There's no resonant frequency in a cesium atom or in an atomic cesium clock. It's based on the transition frequency of the atom. When you have a cloud of cesium atoms, it's the combined effect of all of them being excited at different times and if they are not all at rest with respect to each other, there can be a spread in the observed transition frequency.

What is "relativistic frequency reduction"? If you are thinking that it is only a one-way shift caused by Time Dilation and therefore can be calculated out, keep in mind that there will be a Doppler shift in both directions depending on the relative speeds of each atom and the detector. The thermal noise increases the spread of the observed frequency. You have to reduce the temperature of the whole apparatus to eliminate the problem. That's the whole point of the second-generation of atomic cesium clocks.

After a stable cloud of cesium atoms is formed in an atomic clock on earth, the cloud is launched in an upward direction in an evacuated tube to allow the cloud to be in free fall while it is going up and back down the tube. This is why it is called a fountain clock. It's during this time that the transition frequency is being measured and of course, in the frame of the lab, it is in motion so there will be a first order Doppler shift but this can be calculated out since the speed profile of the cloud is known.

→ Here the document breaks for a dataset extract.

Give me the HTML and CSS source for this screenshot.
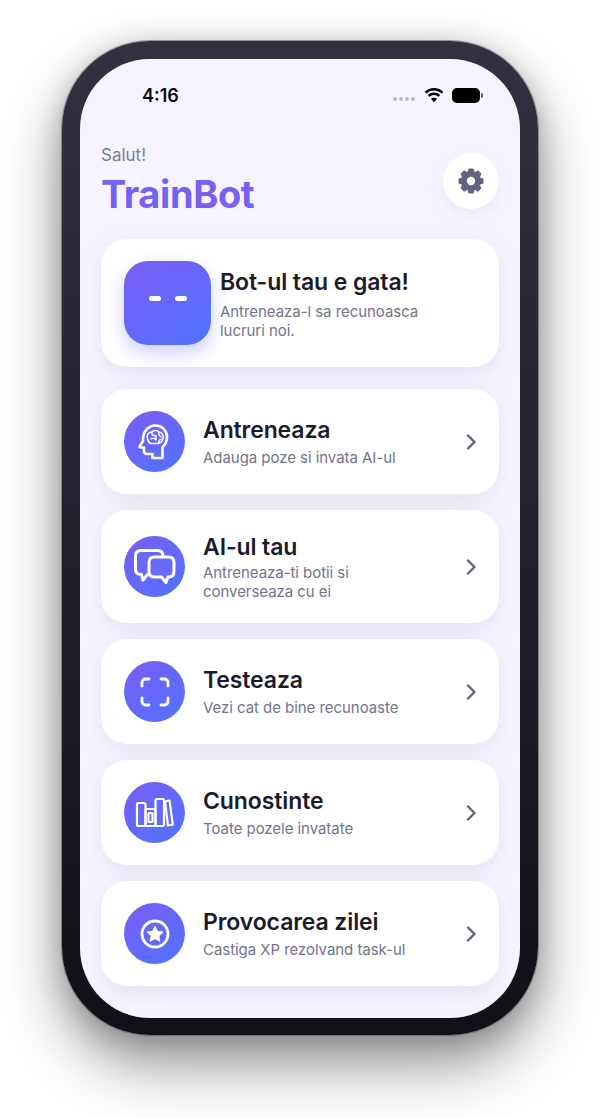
FILE: index.html
```html
<!DOCTYPE html>
<html lang="ro">
<head>
<meta charset="utf-8">
<title>TrainBot</title>
<link rel="stylesheet" href="styles.css">
</head>
<body>
<div class="phone">
  <main class="screen">
    <div class="status">
      <span class="time">4:16</span>
      <div class="status-icons">
        <span class="signal"><i></i><i></i><i></i><i></i></span>
        <svg class="wifi" width="20" height="16" viewBox="0 0 20 16"><path class="wifi-arc" d="M1.500 5.600C6.300 1 13.700 1 18.500 5.600M4.600 8.800c3-2.800 7.800-2.800 10.800 0"/><path class="wifi-dot" d="M10 15.200 6.900 11.700c1.800-1.300 4.400-1.300 6.200 0z"/></svg>
        <span class="battery"></span>
      </div>
    </div>
    <header class="top">
      <div>
        <p class="hello">Salut!</p>
        <h1 class="brand">TrainBot</h1>
      </div>
      <button class="gear" aria-label="Setari">
        <svg width="28" height="28" viewBox="0 0 28 28"><g class="gear-teeth"><rect x="11" y="1.500" width="6" height="25" rx="1.500"/><rect x="11" y="1.500" width="6" height="25" rx="1.500" transform="rotate(45 14 14)"/><rect x="11" y="1.500" width="6" height="25" rx="1.500" transform="rotate(90 14 14)"/><rect x="11" y="1.500" width="6" height="25" rx="1.500" transform="rotate(135 14 14)"/></g><circle class="gear-ring" cx="14" cy="14" r="7.200"/></svg>
      </button>
    </header>

    <section class="card hero">
      <div class="bot"><span></span><span></span></div>
      <div class="hero-text">
        <h2>Bot-ul tau e gata!</h2>
        <p>Antreneaza-l sa recunoasca lucruri noi.</p>
      </div>
    </section>

    <a class="card row">
      <div class="disc">
        <svg width="46" height="46" viewBox="0 0 46 46"><path class="line head" d="M20.500 39v-4h-5.500c-2 0-3-1-3-3v-3.500H8.500c-.8 0-1.100-.6-.8-1.200l3.300-5.300C10.500 13 16 6.500 23.500 6.500 30 6.500 35 11.500 35 18c0 4.500-1.800 8-4.500 10v11z"/><path class="thin" d="M15.500 20c-1.500-3.500 1-7 4-7 2.200-2.200 6-2 7.500 0 3 .2 5 3 4 6.500-.4 2.600-2.300 4.500-5 5H19c-1.800-.4-3-2.400-3.500-4.500zM20 13.500c-.5 2 1 3.500 3.500 3M24 16.500V21M19 20c1.500-1.200 3.500-1 4.500.5M27 13.500c-.8 2 .3 3.500 2 4M27 24.500c-.7-2 0-3.700 2-4.200"/></svg>
      </div>
      <div class="row-text"><h3>Antreneaza</h3><p>Adauga poze si invata AI-ul</p></div>
      <svg class="chev" width="12" height="18" viewBox="0 0 12 18"><path d="M3 2.500 9.500 9 3 15.500"/></svg>
    </a>

    <a class="card row">
      <div class="disc">
        <svg width="46" height="46" viewBox="0 0 46 46"><path class="bubble" d="M9 6.500h16.500c3.500 0 5.500 2 5.500 5.500v13c0 3.500-2 5.500-5.500 5.500H15.500L11 36l-1.500-5.500H9c-3.500 0-5.500-2-5.500-5.500V12c0-3.500 2-5.500 5.500-5.500z"/><path class="bubble" d="M22.500 13h14c3.500 0 5.500 2 5.500 5.500v9c0 3.500-2 5.500-5.500 5.500h-.5l-2 5.500-4.500-5.500h-7c-3.500 0-5.500-2-5.500-5.500v-9c0-3.500 2-5.500 5.500-5.500z"/></svg>
      </div>
      <div class="row-text"><h3>AI-ul tau</h3><p>Antreneaza-ti botii si<br>converseaza cu ei</p></div>
      <svg class="chev" width="12" height="18" viewBox="0 0 12 18"><path d="M3 2.500 9.500 9 3 15.500"/></svg>
    </a>

    <a class="card row">
      <div class="disc">
        <svg width="46" height="46" viewBox="0 0 46 46"><path class="line" d="M10 17v-3.500c0-2 1.500-3.500 3.500-3.500H17M29 10h3.500c2 0 3.500 1.500 3.500 3.500V17M36 29v3.500c0 2-1.500 3.500-3.500 3.500H29M17 36h-3.500c-2 0-3.500-1.500-3.500-3.500V29"/></svg>
      </div>
      <div class="row-text"><h3>Testeaza</h3><p>Vezi cat de bine recunoaste</p></div>
      <svg class="chev" width="12" height="18" viewBox="0 0 12 18"><path d="M3 2.500 9.500 9 3 15.500"/></svg>
    </a>

    <a class="card row">
      <div class="disc">
        <svg width="46" height="46" viewBox="0 0 46 46"><g class="line thinner"><rect x="5" y="13" width="8.500" height="23" rx="1.500"/><rect x="13.500" y="19" width="10" height="17" rx="1"/><rect x="16.500" y="23" width="4" height="9" rx=".5"/><rect x="23.500" y="9" width="8.500" height="27" rx="1.500"/><path d="M33 11.500l4.500-.9 3.300 24-4.800.9z"/></g></svg>
      </div>
      <div class="row-text"><h3>Cunostinte</h3><p>Toate pozele invatate</p></div>
      <svg class="chev" width="12" height="18" viewBox="0 0 12 18"><path d="M3 2.500 9.500 9 3 15.500"/></svg>
    </a>

    <a class="card row">
      <div class="disc">
        <svg width="46" height="46" viewBox="0 0 46 46"><circle class="line" cx="23" cy="23" r="13"/><path class="fill" d="m23 15.500 2.300 4.800 5.300.7-3.900 3.700 1 5.300-4.700-2.600-4.700 2.600 1-5.300-3.900-3.700 5.300-.7z"/></svg>
      </div>
      <div class="row-text"><h3>Provocarea zilei</h3><p>Castiga XP rezolvand task-ul</p></div>
      <svg class="chev" width="12" height="18" viewBox="0 0 12 18"><path d="M3 2.500 9.500 9 3 15.500"/></svg>
    </a>
  </main>
</div>
</body>
</html>
```
FILE: styles.css
```css
* { box-sizing: border-box; }
html, body { margin: 0; height: 1118px; overflow: hidden; background: #fff; }
body { font-family: Inter, "Liberation Sans", sans-serif; padding-top: 41px; }
h1, h2, h3, p { margin: 0; }

.phone {
  width: 476px; height: 994px; margin: 0 auto; padding: 18px 18px 17px;
  border-radius: 88px;
  background: linear-gradient(180deg, #33303f 0%, #24222e 45%, #111016 100%);
  box-shadow: 0 0 0 1px rgba(90,88,105,.55), 0 30px 60px rgba(0,0,0,.42), 0 4px 30px rgba(0,0,0,.2);
}
.screen {
  height: 100%; border-radius: 70px; overflow: hidden;
  background: #f6f5ff; padding: 0 21px;
}

.status { display: flex; justify-content: space-between; align-items: center; height: 22px; margin-top: 25px; padding: 0 16px 0 41px; }
.time { font-size: 18px; font-weight: 600; color: #0b0b10; }
.status-icons { display: flex; align-items: center; gap: 8px; }
.signal { display: flex; gap: 2px; margin-top: 8px; margin-right: 1px; }
.signal i { width: 4px; height: 4px; border-radius: 50%; background: #b9b8c4; }
.wifi-arc { fill: none; stroke: #000; stroke-width: 2.500; }
.wifi-dot { fill: #000; }
.battery { position: relative; width: 28px; height: 15px; border-radius: 5px; background: #000; margin-right: 3px; }
.battery::after { content: ""; position: absolute; right: -3px; top: 5px; width: 2px; height: 5px; border-radius: 0 2px 2px 0; background: #555; }

.top { display: flex; justify-content: space-between; align-items: flex-start; margin-top: 40px; height: 80px; }
.hello { font-size: 17px; line-height: 21px; color: #7e7c92; margin-top: -1px; }
.brand { font-size: 38px; line-height: 46px; font-weight: 700; letter-spacing: -.4px; color: #7561f2; margin-top: 5px; }
.gear { width: 56px; height: 56px; margin-top: 7px; border: 0; padding: 0; border-radius: 50%; background: #fff; display: flex; align-items: center; justify-content: center; box-shadow: 0 6px 16px rgba(90,80,160,.08); }
.gear-teeth rect { fill: #636283; }
.gear-ring { fill: #fff; stroke: #636283; stroke-width: 6; }

.card { background: #fff; border-radius: 26px; box-shadow: 0 8px 26px rgba(60,55,110,.1); display: flex; align-items: center; }
.hero { height: 128px; margin-top: 13px; margin-bottom: 22px; padding-left: 23px; padding-right: 20px; }
.bot { width: 87px; height: 84px; border-radius: 24px; flex: none; display: flex; align-items: center; justify-content: center; gap: 14px; background: linear-gradient(145deg, #7b5cf6 0%, #4f74ff 100%); box-shadow: 0 8px 18px rgba(90,80,240,.28); }
.bot span { width: 12px; height: 5px; border-radius: 2.500px; background: #fff; margin-bottom: 10px; }
.hero-text { margin-left: 9px; padding-top: 3px; }
.hero-text h2 { font-size: 23px; line-height: 27px; font-weight: 600; color: #1c1b2b; letter-spacing: -.1px; }
.hero-text p { font-size: 15px; line-height: 19px; color: #75738a; margin-top: 6px; max-width: 225px; letter-spacing: -.05px; }

.row { min-height: 105px; margin-bottom: 16px; padding: 0 22px 0 23px; }
.disc { width: 61px; height: 61px; border-radius: 50%; flex: none; display: flex; align-items: center; justify-content: center; background: linear-gradient(145deg, #7b5cf6 0%, #4f74ff 100%); }
.row-text { flex: 1; margin-left: 18px; }
.row-text h3 { font-size: 23px; line-height: 27px; font-weight: 600; color: #1c1b2b; letter-spacing: -.1px; }
.row-text p { font-size: 15px; line-height: 19px; color: #75738a; margin-top: 4px; letter-spacing: -.05px; }
.row:nth-of-type(2) { min-height: 113px; }
.row:nth-of-type(2) h3 { margin-top: 2px; }
.row:nth-of-type(2) p { margin-top: 2px; }
.chev { fill: none; stroke: #63627a; stroke-width: 2.400; stroke-linecap: round; stroke-linejoin: round; flex: none; }

.line { fill: none; stroke: #fff; stroke-width: 2.800; stroke-linecap: round; stroke-linejoin: round; }
.head { stroke-width: 2.600; }
.thin { fill: none; stroke: #fff; stroke-width: 1.500; stroke-linecap: round; stroke-linejoin: round; }
.thinner { stroke-width: 2.200; }
.fill { fill: #fff; stroke: #fff; stroke-width: 1.200; stroke-linejoin: round; }
.bubble { fill: #6a6afa; stroke: #fff; stroke-width: 3; stroke-linejoin: round; }
```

Is the real clock you are referring to here the atomic cesium clock or the other clocks that are calibrated against the atomic cesium clock? Keep in mind, that for purposes of establishing UTC, the second that we get from the atomic cesium clock is not the same duration as the second of UTC.

24. Nov 2, 2014

### Staff: Mentor

It's supposed to be, isn't it? The cesium transition defines the SI second, and the SI second is the UTC second. Are you just referring to the measurement inaccuracies, or something else?

25. Nov 2, 2014

### ghwellsjr

The second is different at different elevations. An atomic clock at Greenwich, England near sea level ticks at a different rate than one at Boulder, Colorado at about a mile elevation and neither one ticks at the UTC rate.